If money was transferred, contact the bank or e-wallet first because time affects the possibility of holding funds. Then report to the PNP Anti-Cybercrime Group, NBI Cybercrime Division, or hotline 1326. Report the number to the NTC and the fake account to the courier or platform.
Do I need a notarized affidavit?
The NBI or police may assist you in executing a sworn complaint or statement. A self-prepared affidavit may need notarization depending on where and how it will be filed. Bring valid identification and all supporting evidence.
Can I recover damages from the real courier or platform?
Potentially, if the loss resulted from the acts or negligence of an identifiable courier, seller, merchant, or platform. Liability depends on the transaction, disclosures, security measures, response to the complaint, and evidence connecting the business to the loss. A consumer complaint, civil claim, or both may be appropriate.
Key Takeaways
- Do not pay an unexplained “package violation fee” without independent verification.
- A personal e-wallet or individual bank account is a major warning sign for alleged customs or government charges.
- Confirm the tracking number, assessment, payment recipient, and receipt procedure through official channels.
- If you already paid, contact the bank or e-wallet immediately and request fraud handling and a possible temporary hold.

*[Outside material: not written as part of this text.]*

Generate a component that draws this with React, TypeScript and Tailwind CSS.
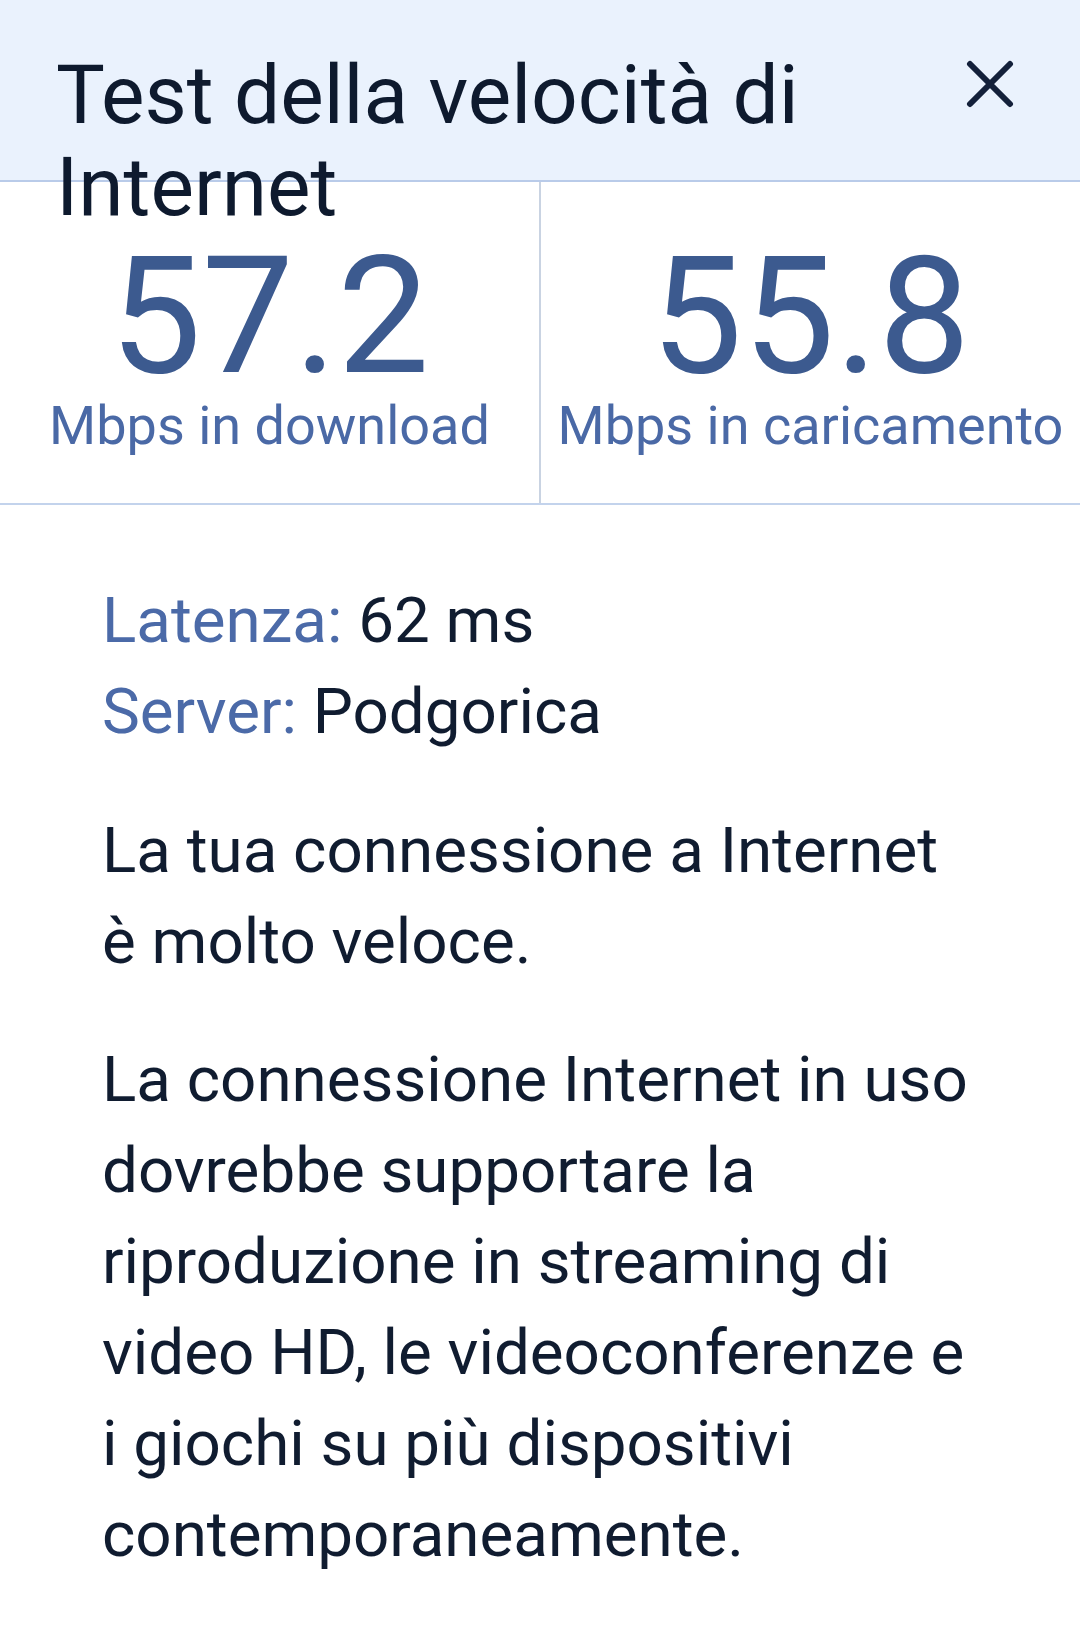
export default function App() {
  return (
    <div className="w-[1080px] min-h-[1628px] bg-white font-['Roboto',sans-serif] overflow-hidden">
      <header className="relative z-10 h-[182px] bg-[#eaf2fd] border-b-2 border-[#b9cbe9] flex justify-between items-start pl-[56px] pr-[66px] pt-[49px]">
        <h1 className="w-[860px] text-[82px] leading-[92px] text-[#0e1a2e] font-normal">
          Test della velocità di Internet
        </h1>
        <button className="mt-[11px] w-[48px] h-[48px] flex items-center justify-center" aria-label="Chiudi">
          <svg width="48" height="48" viewBox="0 0 48 48" fill="none">
            <path d="M4 4 L44 44 M44 4 L4 44" stroke="#13203a" strokeWidth="6" strokeLinecap="round" />
          </svg>
        </button>
      </header>

      <section className="flex h-[323px] border-b-2 border-[#c3d3ec]">
        <div className="flex-1 border-r-2 border-[#c9d3e2] flex flex-col items-center pt-[64px]">
          <div className="text-[164px] leading-[140px] text-[#3c5a8f]">57.2</div>
          <div className="mt-[8px] text-[54px] leading-[64px] text-[#4a69a6] whitespace-nowrap">Mbps in download</div>
        </div>
        <div className="flex-1 flex flex-col items-center pt-[64px]">
          <div className="text-[164px] leading-[140px] text-[#3c5a8f]">55.8</div>
          <div className="mt-[8px] text-[54px] leading-[64px] text-[#4a69a6] whitespace-nowrap">Mbps in caricamento</div>
        </div>
      </section>

      <main className="px-[102px] pt-[70px] text-[63.7px] leading-[91px] text-[#101c30]">
        <div>
          <span className="text-[#4b6aa8]">Latenza:</span> 62 ms
        </div>
        <div>
          <span className="text-[#4b6aa8]">Server:</span> Podgorica
        </div>
        <p className="mt-[48px] whitespace-nowrap">
          La tua connessione a Internet
          <br />è molto veloce.
        </p>
        <p className="mt-[47px] whitespace-nowrap">
          La connessione Internet in uso
          <br />
          dovrebbe supportare la
          <br />
          riproduzione in streaming di
          <br />
          video HD, le videoconferenze e
          <br />
          i giochi su più dispositivi
          <br />
          contemporaneamente.
        </p>
      </main>
    </div>
  );
}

- Preserve original messages, receipts, account details, tracking records, and parcel labels.
- Report the incident to the PNP, NBI, hotline 1326, the courier, and other relevant agencies.
- Real customs charges can exist, especially for imports above ₱10,000, but they must be properly assessed and officially collected.
- Never disclose an OTP, MPIN, password, recovery code, or screen-sharing access to release a parcel or obtain a refund.